If the bill is passed, probably in January, a corruption court will be established in each regency under the direct control of the local district court.

Like it or not, the KPK has restored both domestic and international trust in the country's commitment to the fight against corruption, which was proclaimed at the beginning of reform movement in 1998.

A recent survey by Transparency International fueled the optimism. Of 180 countries surveyed, Indonesia was ranked 126th with a Corruption Perception Index (CPI) of 2.6, up from 2.3 in the 2007, which placed the country at a low 143rd.

Transparency International Indonesia chief Todung Mulya Lubis attributed the improvement to the KPK's aggressive campaign.
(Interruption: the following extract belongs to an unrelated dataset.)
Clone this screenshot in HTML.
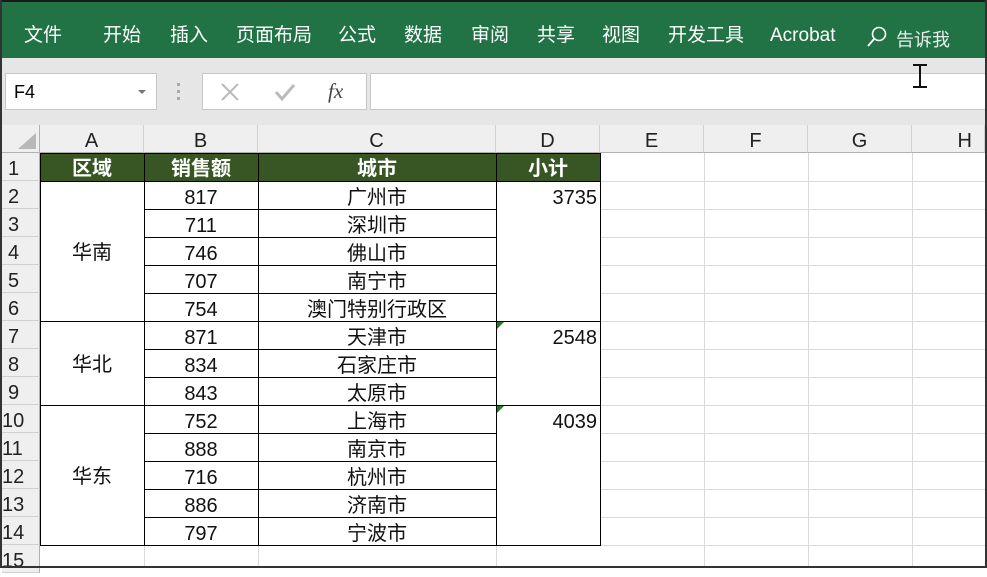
<!DOCTYPE html><html><head><meta charset="utf-8"><style>
*{margin:0;padding:0;box-sizing:border-box}
body{width:987px;height:568px;overflow:hidden;background:#fff;position:relative;font-family:"Liberation Sans","Noto Sans CJK SC",sans-serif}
.a{position:absolute}
.rib{left:0;top:0;width:987px;height:58px;background:#217346;border:2px solid #1a1a1a;border-bottom:none}
.rib span{position:absolute;top:22px;color:#fff;font-size:19px;line-height:24px}
.tb{left:0;top:58px;width:987px;height:67px;background:#e6e6e6}
.box{background:#fff;border:1px solid #c6c6c6}
.ch{top:125px;height:28px;background:#efefef;border-right:1px solid #d0d0d0;border-bottom:1px solid #b0b0b0;text-align:center;font-size:20px;line-height:32px;color:#222}
.rh{left:2px;width:38px;height:28px;background:#efefef;border-bottom:1px solid #d0d0d0;border-right:1px solid #b0b0b0;font-size:20px;line-height:32px;color:#222;padding-left:6px}
.gv{top:153px;width:1px;height:415px;background:#d9d9d9}
.gh{left:40px;width:945px;height:1px;background:#d9d9d9}
.bv{top:153px;width:1px;height:393px;background:#000}
.bh{height:1px;background:#000}
.t{font-size:20px;line-height:32px;text-align:center;color:#111}
</style></head><body>
<div class="a rib">
<span style="left:22px">文件</span><span style="left:101px">开始</span><span style="left:168px">插入</span><span style="left:234px">页面布局</span><span style="left:336px">公式</span><span style="left:402px">数据</span><span style="left:469px">审阅</span><span style="left:535px">共享</span><span style="left:600px">视图</span><span style="left:666px">开发工具</span><span style="left:768px">Acrobat</span>
<svg class="a" style="left:864px;top:24px" width="22" height="22"><circle cx="13" cy="8" r="6.5" fill="none" stroke="#fff" stroke-width="1.6"/><line x1="8.5" y1="12.5" x2="2" y2="20" stroke="#fff" stroke-width="1.8"/></svg>
<span style="left:894px;top:26px;font-size:18px;color:#e8f0ea">告诉我</span>
</div>
<div class="a tb"></div>
<div class="a box" style="left:5px;top:73px;width:152px;height:37px;font-size:18px;line-height:37px;padding-left:8px">F4</div>
<div class="a" style="left:138px;top:90px;width:0;height:0;border-left:4px solid transparent;border-right:4px solid transparent;border-top:4px solid #777"></div>
<div class="a" style="left:177px;top:83px;width:3px;height:17px;border-left:3px dotted #aaa"></div>
<div class="a box" style="left:202px;top:73px;width:165px;height:37px"></div>
<svg class="a" style="left:220px;top:82px" width="20" height="20"><path d="M2 2L18 18M18 2L2 18" stroke="#bbb" stroke-width="2"/></svg>
<svg class="a" style="left:274px;top:82px" width="22" height="20"><path d="M2 10L8 17L20 3" fill="none" stroke="#bbb" stroke-width="3"/></svg>
<div class="a" style="left:328px;top:79px;font-size:21px;font-style:italic;font-family:'Liberation Serif',serif;color:#444">fx</div>
<div class="a box" style="left:370px;top:73px;width:617px;height:37px"></div>
<div class="a" style="left:913px;top:64px;width:14px;height:24px;border-top:2px solid #111;border-bottom:2px solid #111"><div class="a" style="left:6px;top:0;width:2px;height:20px;background:#111"></div></div>
<div class="a" style="left:0;top:125px;width:40px;height:28px;background:#efefef;border-right:1px solid #b0b0b0;border-bottom:1px solid #b0b0b0"></div>
<svg class="a" style="left:16px;top:131px" width="22" height="20"><polygon points="20,2 20,18 2,18" fill="#b8b8b8"/></svg>
<div class="a ch" style="left:40px;width:104px">A</div><div class="a ch" style="left:144px;width:114px">B</div><div class="a ch" style="left:258px;width:238px">C</div><div class="a ch" style="left:496px;width:104px">D</div><div class="a ch" style="left:600px;width:104px">E</div><div class="a ch" style="left:704px;width:104px">F</div><div class="a ch" style="left:808px;width:104px">G</div><div class="a ch" style="left:912px;width:73px;text-align:right;padding-right:12px">H</div>
<div class="a rh" style="top:153px">1</div><div class="a rh" style="top:181px">2</div><div class="a rh" style="top:209px">3</div><div class="a rh" style="top:237px">4</div><div class="a rh" style="top:265px">5</div><div class="a rh" style="top:293px">6</div><div class="a rh" style="top:321px">7</div><div class="a rh" style="top:349px">8</div><div class="a rh" style="top:377px">9</div><div class="a rh" style="top:405px;padding-left:0">10</div><div class="a rh" style="top:433px;padding-left:0">11</div><div class="a rh" style="top:461px;padding-left:0">12</div><div class="a rh" style="top:489px;padding-left:0">13</div><div class="a rh" style="top:517px;padding-left:0">14</div><div class="a rh" style="top:545px;padding-left:0">15</div>
<div class="a gv" style="left:704px"></div><div class="a gv" style="left:808px"></div><div class="a gv" style="left:912px"></div>
<div class="a gv" style="left:144px;top:545px;height:23px"></div><div class="a gv" style="left:258px;top:545px;height:23px"></div><div class="a gv" style="left:496px;top:545px;height:23px"></div>
<div class="a gh" style="top:181px"></div><div class="a gh" style="top:209px"></div><div class="a gh" style="top:237px"></div><div class="a gh" style="top:265px"></div><div class="a gh" style="top:293px"></div><div class="a gh" style="top:321px"></div><div class="a gh" style="top:349px"></div><div class="a gh" style="top:377px"></div><div class="a gh" style="top:405px"></div><div class="a gh" style="top:433px"></div><div class="a gh" style="top:461px"></div><div class="a gh" style="top:489px"></div><div class="a gh" style="top:517px"></div><div class="a gh" style="top:545px"></div>
<div class="a" style="left:40px;top:182px;width:104px;height:363px;background:#fff"></div>
<div class="a" style="left:497px;top:182px;width:103px;height:363px;background:#fff"></div>
<div class="a" style="left:40px;top:153px;width:560px;height:28px;background:#375623"></div>
<div class="a t" style="left:40px;top:153px;width:104px;color:#fff;font-weight:bold">区域</div><div class="a t" style="left:144px;top:153px;width:114px;color:#fff;font-weight:bold">销售额</div><div class="a t" style="left:258px;top:153px;width:238px;color:#fff;font-weight:bold">城市</div><div class="a t" style="left:496px;top:153px;width:104px;color:#fff;font-weight:bold">小计</div>
<div class="a bh" style="left:144px;width:352px;top:209px"></div><div class="a bh" style="left:144px;width:352px;top:237px"></div><div class="a bh" style="left:144px;width:352px;top:265px"></div><div class="a bh" style="left:144px;width:352px;top:293px"></div><div class="a bh" style="left:144px;width:352px;top:349px"></div><div class="a bh" style="left:144px;width:352px;top:377px"></div><div class="a bh" style="left:144px;width:352px;top:433px"></div><div class="a bh" style="left:144px;width:352px;top:461px"></div><div class="a bh" style="left:144px;width:352px;top:489px"></div><div class="a bh" style="left:144px;width:352px;top:517px"></div>
<div class="a bh" style="left:40px;width:560px;top:153px"></div><div class="a bh" style="left:40px;width:560px;top:181px"></div><div class="a bh" style="left:40px;width:560px;top:321px"></div><div class="a bh" style="left:40px;width:560px;top:405px"></div><div class="a bh" style="left:40px;width:560px;top:545px"></div>
<div class="a bv" style="left:40px"></div><div class="a bv" style="left:144px"></div><div class="a bv" style="left:258px"></div><div class="a bv" style="left:496px"></div><div class="a bv" style="left:600px"></div>
<div class="a t" style="left:40px;top:237px;width:104px">华南</div><div class="a t" style="left:40px;top:349px;width:104px">华北</div><div class="a t" style="left:40px;top:461px;width:104px">华东</div>
<div class="a t" style="left:144px;top:182px;width:114px">817</div><div class="a t" style="left:144px;top:210px;width:114px">711</div><div class="a t" style="left:144px;top:238px;width:114px">746</div><div class="a t" style="left:144px;top:266px;width:114px">707</div><div class="a t" style="left:144px;top:294px;width:114px">754</div><div class="a t" style="left:144px;top:322px;width:114px">871</div><div class="a t" style="left:144px;top:350px;width:114px">834</div><div class="a t" style="left:144px;top:378px;width:114px">843</div><div class="a t" style="left:144px;top:406px;width:114px">752</div><div class="a t" style="left:144px;top:434px;width:114px">888</div><div class="a t" style="left:144px;top:462px;width:114px">716</div><div class="a t" style="left:144px;top:490px;width:114px">886</div><div class="a t" style="left:144px;top:518px;width:114px">797</div>
<div class="a t" style="left:258px;top:182px;width:238px">广州市</div><div class="a t" style="left:258px;top:210px;width:238px">深圳市</div><div class="a t" style="left:258px;top:238px;width:238px">佛山市</div><div class="a t" style="left:258px;top:266px;width:238px">南宁市</div><div class="a t" style="left:258px;top:294px;width:238px">澳门特别行政区</div><div class="a t" style="left:258px;top:322px;width:238px">天津市</div><div class="a t" style="left:258px;top:350px;width:238px">石家庄市</div><div class="a t" style="left:258px;top:378px;width:238px">太原市</div><div class="a t" style="left:258px;top:406px;width:238px">上海市</div><div class="a t" style="left:258px;top:434px;width:238px">南京市</div><div class="a t" style="left:258px;top:462px;width:238px">杭州市</div><div class="a t" style="left:258px;top:490px;width:238px">济南市</div><div class="a t" style="left:258px;top:518px;width:238px">宁波市</div>
<div class="a t" style="left:496px;top:182px;width:101px;text-align:right">3735</div><div class="a t" style="left:496px;top:322px;width:101px;text-align:right">2548</div><div class="a t" style="left:496px;top:406px;width:101px;text-align:right">4039</div>
<div class="a" style="left:497px;top:322px;width:0;height:0;border-top:7px solid #1e7b1e;border-right:7px solid transparent"></div>
<div class="a" style="left:497px;top:406px;width:0;height:0;border-top:7px solid #1e7b1e;border-right:7px solid transparent"></div>
<div class="a" style="left:0;top:0;width:2px;height:568px;background:#333"></div>
<div class="a" style="left:985px;top:0;width:2px;height:568px;background:#333"></div>
<div class="a" style="left:0;top:566px;width:987px;height:2px;background:#333"></div>
</body></html>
The KPK proved its policy of non-discrimination when it arrested former Bank Indonesia deputy governor Aulia Pohan, the father-in-law of President Yudhoyono's eldest son Agus Harimurti, for his alleged role in the misappropriation of Rp 100 billion in BI funds, a case that sent former BI governor Burhanuddin Abdullah to jail.

Critics said the arrest was simply one of Yudhoyono's campaign gimmicks ahead of the 2009 election, in which he will run for reelection.

The government has denied the allegations, which by normal standards seem too much. Yudhoyono admitted to having been shocked by the arrest; perhaps he had never thought the anti-corruption drive would exact such a high price.

Yudhoyono looked offended when a journalist sought his comment on Aulia's arrest on the sidelines of a tree-planting campaign in Bogor early in December. Presidential security details interrogated the journalist afterward.

But Yudhoyono cannot dismiss accusations that he has benefited from the anti-corruption campaign, which he once promised to lead. A recent opinion poll revealed a surge in his popularity among voters following the infamous arrest.

With the elections fast approaching, Yudhoyono does not need spare time and energy to defuse the allegations.

He needs only to show his commitment to the anti-graft campaign, first of all, perhaps, by encouraging the KPK to take over the BLBI cases and revoking articles in the Corruption Court bill that may weaken the KPK.